▶ [Data provided]
** start **
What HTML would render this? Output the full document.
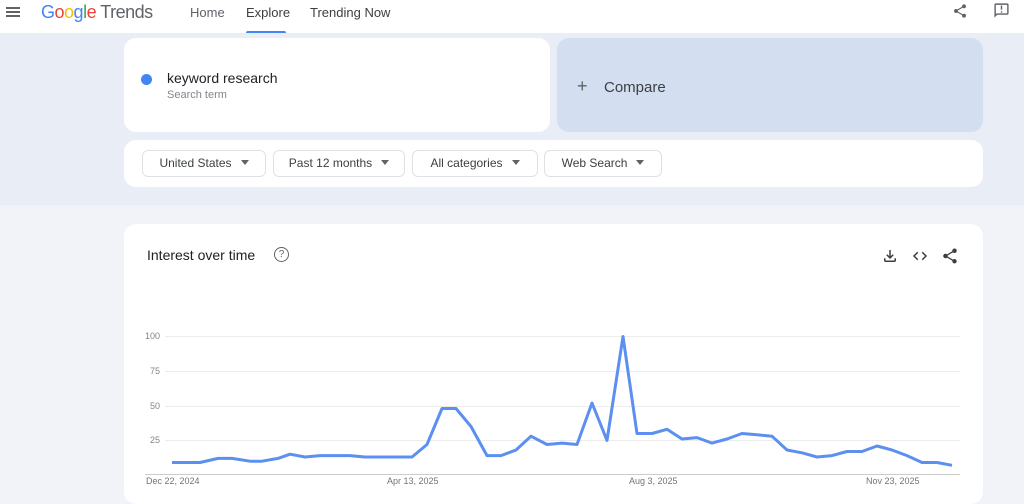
<!DOCTYPE html>
<html><head><meta charset="utf-8"><style>
*{box-sizing:border-box;margin:0;padding:0}
body{width:1024px;height:488px;overflow:hidden;font-family:"Liberation Sans",sans-serif;background:#f1f3f9;position:relative;color:#202124}
.hdr{position:absolute;left:0;top:0;width:1024px;height:33px;background:#fff}
.top{position:absolute;left:0;top:33px;width:1024px;height:172px;background:#e9eef6}
.card{position:absolute;background:#fff;border-radius:12px}
.chip{position:absolute;top:150px;height:27px;border:1px solid #dfe1e5;border-radius:6px;background:#fff;font-size:12px;color:#3c4043;line-height:25px;text-align:center}
.chip:after{content:"";display:inline-block;margin-left:9px;border-left:4px solid transparent;border-right:4px solid transparent;border-top:5px solid #5f6368;vertical-align:2px}
.yl{position:absolute;left:140px;width:20px;text-align:right;font-size:9px;color:#80868b}
.xl{position:absolute;top:476px;font-size:9px;color:#70757a}
</style></head><body>
<div class="hdr">
<div style="position:absolute;left:6px;top:7px;width:14px;height:2px;background:#5f6368;box-shadow:0 4px 0 #5f6368,0 8px 0 #5f6368"></div>
<div style="position:absolute;left:41px;top:2px;font-size:18px;letter-spacing:-0.5px"><span style="color:#4285f4">G</span><span style="color:#ea4335">o</span><span style="color:#fbbc05">o</span><span style="color:#4285f4">g</span><span style="color:#34a853">l</span><span style="color:#ea4335">e</span> <span style="color:#5f6368">Trends</span></div>
<div style="position:absolute;left:190px;top:5px;font-size:13px;color:#5f6368">Home</div>
<div style="position:absolute;left:246px;top:5px;font-size:13px;color:#3c4043">Explore</div>
<div style="position:absolute;left:246px;top:31px;width:40px;height:3px;background:#4285f4;border-radius:2px 2px 0 0"></div>
<div style="position:absolute;left:310px;top:5px;font-size:13px;color:#3c4043">Trending Now</div>
<svg style="position:absolute;left:952px;top:3px" width="16" height="16" viewBox="0 0 24 24"><path fill="#5f6368" d="M18 16.08c-.76 0-1.44.3-1.96.77L8.91 12.7c.05-.23.09-.46.09-.7s-.04-.47-.09-.7l7.05-4.11A2.99 2.99 0 0 0 21 5a3 3 0 1 0-5.91.7L8.04 9.81A3 3 0 1 0 6 15c.79 0 1.5-.31 2.04-.81l7.12 4.16c-.05.21-.08.43-.08.65A2.92 2.92 0 1 0 18 16.08z"/></svg>
<svg style="position:absolute;left:993px;top:2px" width="17" height="17" viewBox="0 0 24 24"><path fill="#5f6368" d="M20 2H4c-1.1 0-2 .9-2 2v18l4-4h14c1.1 0 2-.9 2-2V4c0-1.1-.9-2-2-2zm0 14H5.17L4 17.17V4h16v12zM11 5h2v6h-2zm0 8h2v2h-2z"/></svg>
</div>
<div class="top"></div>
<div class="card" style="left:124px;top:38px;width:426px;height:94px"></div>
<div style="position:absolute;left:141px;top:74px;width:11px;height:11px;border-radius:50%;background:#4285f4"></div>
<div style="position:absolute;left:167px;top:70px;font-size:14px">keyword research</div>
<div style="position:absolute;left:167px;top:89px;font-size:11px;color:#80868b">Search term</div>
<div style="position:absolute;left:557px;top:38px;width:426px;height:94px;border-radius:12px;background:#d3def0"></div>
<div style="position:absolute;left:577px;top:76px;font-size:18px;color:#5f6368">+</div>
<div style="position:absolute;left:604px;top:79px;font-size:15px;color:#3c4043">Compare</div>
<div class="card" style="left:124px;top:140px;width:859px;height:47px"></div>
<div class="chip" style="left:142px;width:124px">United States</div>
<div class="chip" style="left:273px;width:132px">Past 12 months</div>
<div class="chip" style="left:412px;width:126px">All categories</div>
<div class="chip" style="left:544px;width:118px">Web Search</div>
<div class="card" style="left:124px;top:224px;width:859px;height:280px"></div>
<div style="position:absolute;left:147px;top:247px;font-size:14px">Interest over time</div>
<div style="position:absolute;left:274px;top:247px;width:15px;height:15px;border:1.5px solid #5f6368;border-radius:50%;font-size:10px;text-align:center;line-height:13px;color:#5f6368">?</div>
<svg style="position:absolute;left:881px;top:247px" width="18" height="18" viewBox="0 0 24 24"><path fill="#3c4043" d="M18 15v3H6v-3H4v3c0 1.1.9 2 2 2h12c1.1 0 2-.9 2-2v-3h-2zm-1-4-1.41-1.41L13 12.17V4h-2v8.17L8.41 9.59 7 11l5 5 5-5z"/></svg>
<svg style="position:absolute;left:911px;top:247px" width="18" height="18" viewBox="0 0 24 24"><path fill="none" stroke="#3c4043" stroke-width="2" d="M9 7l-5 5 5 5M15 7l5 5-5 5"/></svg>
<svg style="position:absolute;left:941px;top:247px" width="18" height="18" viewBox="0 0 24 24"><path fill="#3c4043" d="M18 16.08c-.76 0-1.44.3-1.96.77L8.91 12.7c.05-.23.09-.46.09-.7s-.04-.47-.09-.7l7.05-4.11A2.99 2.99 0 0 0 21 5a3 3 0 1 0-5.91.7L8.04 9.810A3 3 0 1 0 6 15c.79 0 1.5-.31 2.04-.81l7.12 4.16c-.05.21-.08.43-.08.65A2.92 2.92 0 1 0 18 16.08z"/></svg>
<svg style="position:absolute;left:0;top:0" width="1024" height="488">
<g stroke="#ececec" stroke-width="1"><line x1="165" y1="336.5" x2="960" y2="336.5"/><line x1="165" y1="371.5" x2="960" y2="371.5"/><line x1="165" y1="406.5" x2="960" y2="406.5"/><line x1="165" y1="440.5" x2="960" y2="440.5"/></g>
<line x1="145" y1="474.5" x2="960" y2="474.5" stroke="#ccc"/>
<polyline fill="none" stroke="#5b8ff0" stroke-width="3" stroke-linejoin="round" points="172,462.5 200,462.5 218,458.4 232,458.4 250,461.2 262,461.2 278,458.4 290,454.2 305,457 320,455.6 335,455.6 350,455.6 365,457 380,457 395,457 412,457 427,444.5 442,408.5 456,408.5 471,426.5 487,455.6 501,455.6 516,450 531,436.2 547,444.5 562,443.1 577,444.5 592,403 607,440.4 623,336.5 637,433.5 652,433.5 667,429.3 682,439 697,437.6 712,443.1 727,439 742,433.5 757,434.8 772,436.2 787,450 802,452.8 817,457 832,455.6 847,451.5 862,451.5 877,446 892,450 907,455.6 922,462.5 937,462.5 952,465.3"/>
</svg>
<div class="yl" style="top:331px">100</div>
<div class="yl" style="top:366px">75</div>
<div class="yl" style="top:401px">50</div>
<div class="yl" style="top:435px">25</div>
<div class="xl" style="left:146px">Dec 22, 2024</div>
<div class="xl" style="left:387px">Apr 13, 2025</div>
<div class="xl" style="left:629px">Aug 3, 2025</div>
<div class="xl" style="left:866px">Nov 23, 2025</div>
</body></html>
** end **
▶ [Given task]
Go through the material above and print all of it exactly, except the pictures.

▶ [Task result]
What HTML would render this? Output the full document.
<!DOCTYPE html>
<html><head><meta charset="utf-8"><style>
*{box-sizing:border-box;margin:0;padding:0}
body{width:1024px;height:488px;overflow:hidden;font-family:"Liberation Sans",sans-serif;background:#f1f3f9;position:relative;color:#202124}
.hdr{position:absolute;left:0;top:0;width:1024px;height:33px;background:#fff}
.top{position:absolute;left:0;top:33px;width:1024px;height:172px;background:#e9eef6}
.card{position:absolute;background:#fff;border-radius:12px}
.chip{position:absolute;top:150px;height:27px;border:1px solid #dfe1e5;border-radius:6px;background:#fff;font-size:12px;color:#3c4043;line-height:25px;text-align:center}
.chip:after{content:"";display:inline-block;margin-left:9px;border-left:4px solid transparent;border-right:4px solid transparent;border-top:5px solid #5f6368;vertical-align:2px}
.yl{position:absolute;left:140px;width:20px;text-align:right;font-size:9px;color:#80868b}
.xl{position:absolute;top:476px;font-size:9px;color:#70757a}
</style></head><body>
<div class="hdr">
<div style="position:absolute;left:6px;top:7px;width:14px;height:2px;background:#5f6368;box-shadow:0 4px 0 #5f6368,0 8px 0 #5f6368"></div>
<div style="position:absolute;left:41px;top:2px;font-size:18px;letter-spacing:-0.5px"><span style="color:#4285f4">G</span><span style="color:#ea4335">o</span><span style="color:#fbbc05">o</span><span style="color:#4285f4">g</span><span style="color:#34a853">l</span><span style="color:#ea4335">e</span> <span style="color:#5f6368">Trends</span></div>
<div style="position:absolute;left:190px;top:5px;font-size:13px;color:#5f6368">Home</div>
<div style="position:absolute;left:246px;top:5px;font-size:13px;color:#3c4043">Explore</div>
<div style="position:absolute;left:246px;top:31px;width:40px;height:3px;background:#4285f4;border-radius:2px 2px 0 0"></div>
<div style="position:absolute;left:310px;top:5px;font-size:13px;color:#3c4043">Trending Now</div>
<svg style="position:absolute;left:952px;top:3px" width="16" height="16" viewBox="0 0 24 24"><path fill="#5f6368" d="M18 16.08c-.76 0-1.44.3-1.96.77L8.91 12.7c.05-.23.09-.46.09-.7s-.04-.47-.09-.7l7.05-4.11A2.99 2.99 0 0 0 21 5a3 3 0 1 0-5.91.7L8.04 9.81A3 3 0 1 0 6 15c.79 0 1.5-.31 2.04-.81l7.12 4.16c-.05.21-.08.43-.08.65A2.92 2.92 0 1 0 18 16.08z"/></svg>
<svg style="position:absolute;left:993px;top:2px" width="17" height="17" viewBox="0 0 24 24"><path fill="#5f6368" d="M20 2H4c-1.1 0-2 .9-2 2v18l4-4h14c1.1 0 2-.9 2-2V4c0-1.1-.9-2-2-2zm0 14H5.17L4 17.17V4h16v12zM11 5h2v6h-2zm0 8h2v2h-2z"/></svg>
</div>
<div class="top"></div>
<div class="card" style="left:124px;top:38px;width:426px;height:94px"></div>
<div style="position:absolute;left:141px;top:74px;width:11px;height:11px;border-radius:50%;background:#4285f4"></div>
<div style="position:absolute;left:167px;top:70px;font-size:14px">keyword research</div>
<div style="position:absolute;left:167px;top:89px;font-size:11px;color:#80868b">Search term</div>
<div style="position:absolute;left:557px;top:38px;width:426px;height:94px;border-radius:12px;background:#d3def0"></div>
<div style="position:absolute;left:577px;top:76px;font-size:18px;color:#5f6368">+</div>
<div style="position:absolute;left:604px;top:79px;font-size:15px;color:#3c4043">Compare</div>
<div class="card" style="left:124px;top:140px;width:859px;height:47px"></div>
<div class="chip" style="left:142px;width:124px">United States</div>
<div class="chip" style="left:273px;width:132px">Past 12 months</div>
<div class="chip" style="left:412px;width:126px">All categories</div>
<div class="chip" style="left:544px;width:118px">Web Search</div>
<div class="card" style="left:124px;top:224px;width:859px;height:280px"></div>
<div style="position:absolute;left:147px;top:247px;font-size:14px">Interest over time</div>
<div style="position:absolute;left:274px;top:247px;width:15px;height:15px;border:1.5px solid #5f6368;border-radius:50%;font-size:10px;text-align:center;line-height:13px;color:#5f6368">?</div>
<svg style="position:absolute;left:881px;top:247px" width="18" height="18" viewBox="0 0 24 24"><path fill="#3c4043" d="M18 15v3H6v-3H4v3c0 1.1.9 2 2 2h12c1.1 0 2-.9 2-2v-3h-2zm-1-4-1.41-1.41L13 12.17V4h-2v8.17L8.41 9.59 7 11l5 5 5-5z"/></svg>
<svg style="position:absolute;left:911px;top:247px" width="18" height="18" viewBox="0 0 24 24"><path fill="none" stroke="#3c4043" stroke-width="2" d="M9 7l-5 5 5 5M15 7l5 5-5 5"/></svg>
<svg style="position:absolute;left:941px;top:247px" width="18" height="18" viewBox="0 0 24 24"><path fill="#3c4043" d="M18 16.08c-.76 0-1.44.3-1.96.77L8.91 12.7c.05-.23.09-.46.09-.7s-.04-.47-.09-.7l7.05-4.11A2.99 2.99 0 0 0 21 5a3 3 0 1 0-5.91.7L8.04 9.810A3 3 0 1 0 6 15c.79 0 1.5-.31 2.04-.81l7.12 4.16c-.05.21-.08.43-.08.65A2.92 2.92 0 1 0 18 16.08z"/></svg>
<svg style="position:absolute;left:0;top:0" width="1024" height="488">
<g stroke="#ececec" stroke-width="1"><line x1="165" y1="336.5" x2="960" y2="336.5"/><line x1="165" y1="371.5" x2="960" y2="371.5"/><line x1="165" y1="406.5" x2="960" y2="406.5"/><line x1="165" y1="440.5" x2="960" y2="440.5"/></g>
<line x1="145" y1="474.5" x2="960" y2="474.5" stroke="#ccc"/>
<polyline fill="none" stroke="#5b8ff0" stroke-width="3" stroke-linejoin="round" points="172,462.5 200,462.5 218,458.4 232,458.4 250,461.2 262,461.2 278,458.4 290,454.2 305,457 320,455.6 335,455.6 350,455.6 365,457 380,457 395,457 412,457 427,444.5 442,408.5 456,408.5 471,426.5 487,455.6 501,455.6 516,450 531,436.2 547,444.5 562,443.1 577,444.5 592,403 607,440.4 623,336.5 637,433.5 652,433.5 667,429.3 682,439 697,437.6 712,443.1 727,439 742,433.5 757,434.8 772,436.2 787,450 802,452.8 817,457 832,455.6 847,451.5 862,451.5 877,446 892,450 907,455.6 922,462.5 937,462.5 952,465.3"/>
</svg>
<div class="yl" style="top:331px">100</div>
<div class="yl" style="top:366px">75</div>
<div class="yl" style="top:401px">50</div>
<div class="yl" style="top:435px">25</div>
<div class="xl" style="left:146px">Dec 22, 2024</div>
<div class="xl" style="left:387px">Apr 13, 2025</div>
<div class="xl" style="left:629px">Aug 3, 2025</div>
<div class="xl" style="left:866px">Nov 23, 2025</div>
</body></html>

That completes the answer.